Event-Driven Communication

  • pg_notify: PostgreSQL notifications for real-time coordination
  • Event Publishers: Publish state transition events to event system
  • Event Subscribers: React to state changes across system boundaries
  • Queue Integration: Provider-agnostic message queues (PGMQ or RabbitMQ) for worker communication

Worker Integration

  • Step Claiming: Workers claim Enqueued steps from queues
  • Progress Updates: Workers transition steps to InProgress
  • Result Submission: Workers submit results via EnqueueForOrchestration
  • Orchestration Processing: Orchestration processes results and completes steps

This sophisticated state machine architecture provides the foundation for reliable, auditable, and scalable workflow orchestration in the tasker-core system.

Step Result Audit System

The step result audit system provides SOC2-compliant audit trails for workflow step execution results, enabling complete attribution tracking for compliance and debugging.

Audit Table Design

The tasker.workflow_step_result_audit table stores lightweight references with attribution data:

CREATE TABLE tasker.workflow_step_result_audit (
    workflow_step_result_audit_uuid UUID PRIMARY KEY DEFAULT uuid_generate_v7(),
    workflow_step_uuid UUID NOT NULL REFERENCES tasker.workflow_steps,
    workflow_step_transition_uuid UUID NOT NULL REFERENCES tasker.workflow_step_transitions,
    task_uuid UUID NOT NULL REFERENCES tasker.tasks,
    recorded_at TIMESTAMP NOT NULL DEFAULT NOW(),

    -- Attribution (NEW data not in transitions)
    worker_uuid UUID,
    correlation_id UUID,

    -- Extracted scalars for indexing/filtering
    success BOOLEAN NOT NULL,
    execution_time_ms BIGINT,

    created_at TIMESTAMP NOT NULL DEFAULT NOW(),
    updated_at TIMESTAMP NOT NULL DEFAULT NOW(),
    UNIQUE (workflow_step_uuid, workflow_step_transition_uuid)
);

Design Principles

  1. No Data Duplication: Full execution results already exist in tasker.workflow_step_transitions.metadata. The audit table stores references only.

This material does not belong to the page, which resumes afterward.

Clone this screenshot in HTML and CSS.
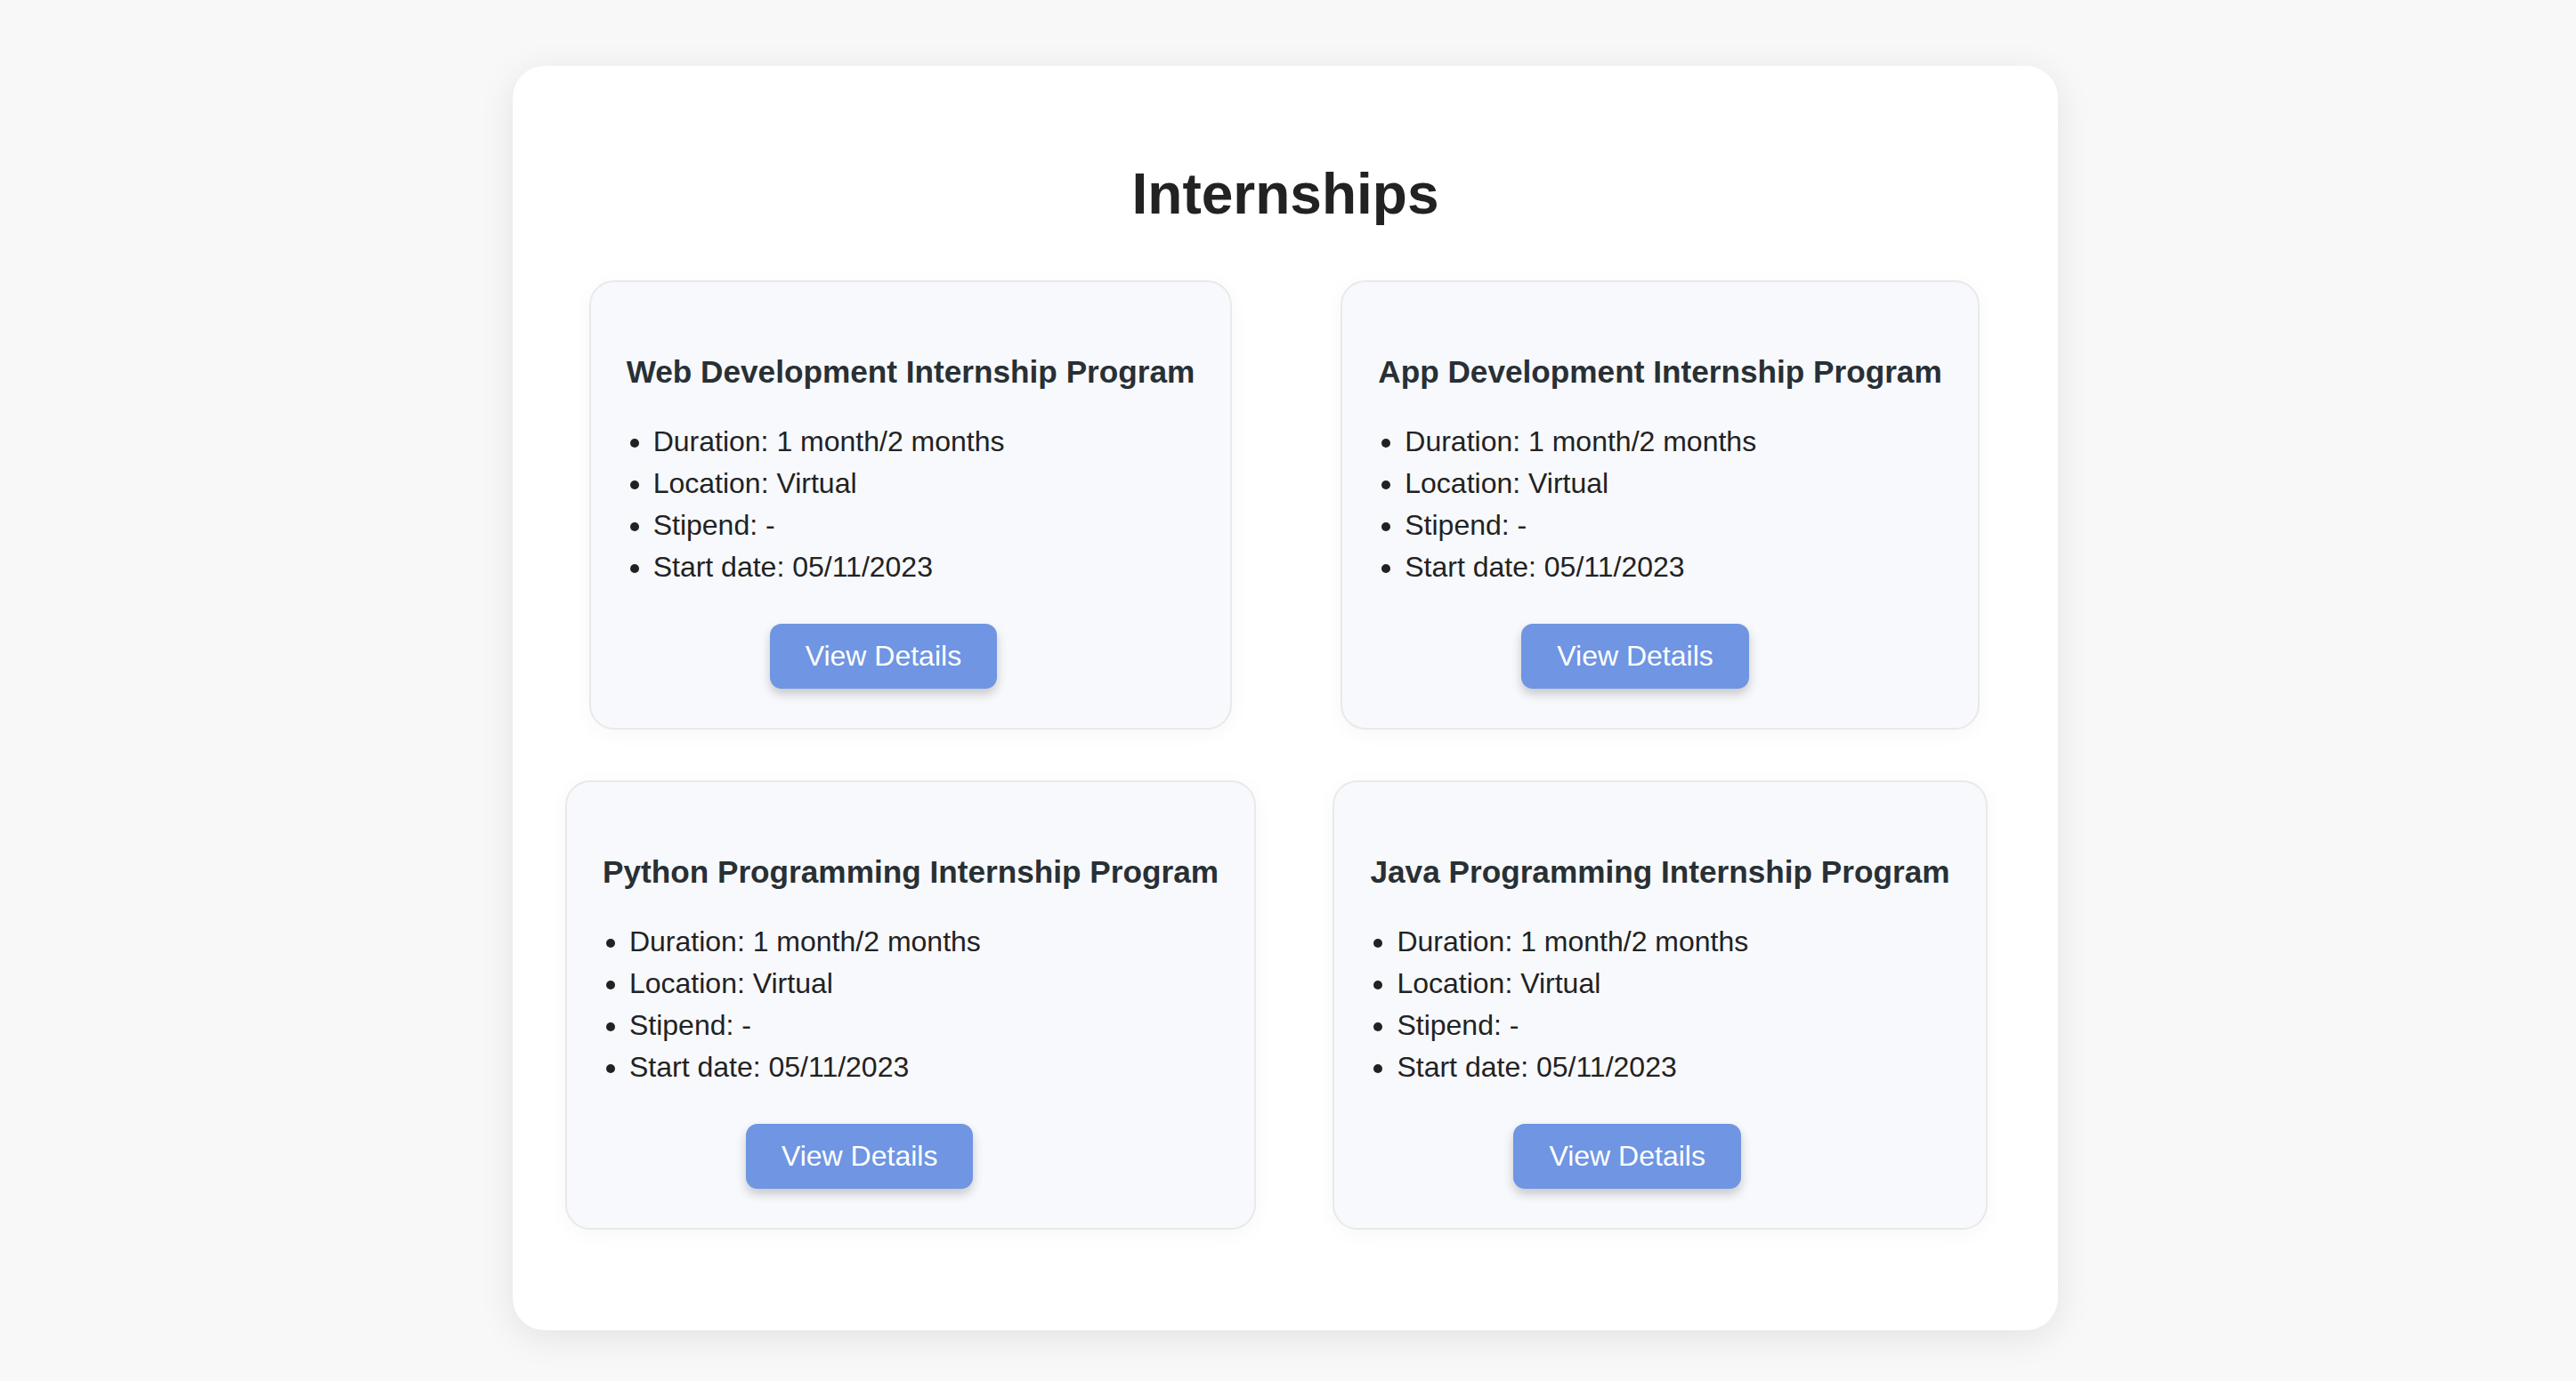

  2. Attribution Capture: The audit system captures NEW attribution data:

    • worker_uuid: Which worker instance processed the step
    • correlation_id: Distributed tracing identifier for request correlation
  3. Indexed Scalars: Success and execution time are extracted for efficient filtering without JSON parsing.

  4. SQL Trigger: A database trigger (trg_step_result_audit) guarantees audit record creation when workers persist results, ensuring SOC2 compliance.

Attribution Flow

Attribution data flows through the system via TransitionContext:

#![allow(unused)]
fn main() {
// Worker creates attribution context
let context = TransitionContext::with_worker(
    worker_uuid,
    Some(correlation_id),
);

// Context is merged into transition metadata
state_machine.transition_with_context(event, Some(context)).await?;

// SQL trigger extracts attribution from metadata
-- In trigger:
-- v_worker_uuid := (NEW.metadata->>'worker_uuid')::UUID;
-- v_correlation_id := (NEW.metadata->>'correlation_id')::UUID;
}

Trigger Behavior

The create_step_result_audit trigger fires on transitions to:

  • enqueued_for_orchestration: Successful step completion
  • enqueued_as_error_for_orchestration: Failed step completion

These states represent when workers persist execution results, creating the audit trail.

Querying Audit History

Via API

GET /v1/tasks/{task_uuid}/workflow_steps/{step_uuid}/audit

Returns audit records with full transition details via JOIN, ordered by recorded_at DESC.

Via Client

#![allow(unused)]
fn main() {
let audit_history = client.get_step_audit_history(task_uuid, step_uuid).await?;
for record in audit_history {
    println!("Worker: {:?}, Success: {}, Time: {:?}ms",
        record.worker_uuid,
        record.success,
        record.execution_time_ms
    );
}
}

Via Model

#![allow(unused)]
fn main() {
// Get audit history for a step with full transition details
let history = WorkflowStepResultAudit::get_audit_history(&pool, step_uuid).await?;

// Get all audit records for a task
let task_history = WorkflowStepResultAudit::get_task_audit_history(&pool, task_uuid).await?;

// Query by worker for attribution investigation
let worker_records = WorkflowStepResultAudit::get_by_worker(&pool, worker_uuid, Some(100)).await?;

// Query by correlation ID for distributed tracing
let correlated = WorkflowStepResultAudit::get_by_correlation_id(&pool, correlation_id).await?;
}

Indexes for Common Query Patterns

The audit table includes optimized indexes:

  • idx_audit_step_uuid: Primary query - get audit history for a step
  • idx_audit_task_uuid: Get all audit records for a task
  • idx_audit_recorded_at: Time-range queries for SOC2 audit reports
  • idx_audit_worker_uuid: Attribution investigation (partial index)
  • idx_audit_correlation_id: Distributed tracing queries (partial index)
  • idx_audit_success: Success/failure filtering

Historical Data

The migration includes a backfill for existing transitions. Historical records will have NULL attribution (worker_uuid, correlation_id) since that data wasn’t captured before the audit system was introduced.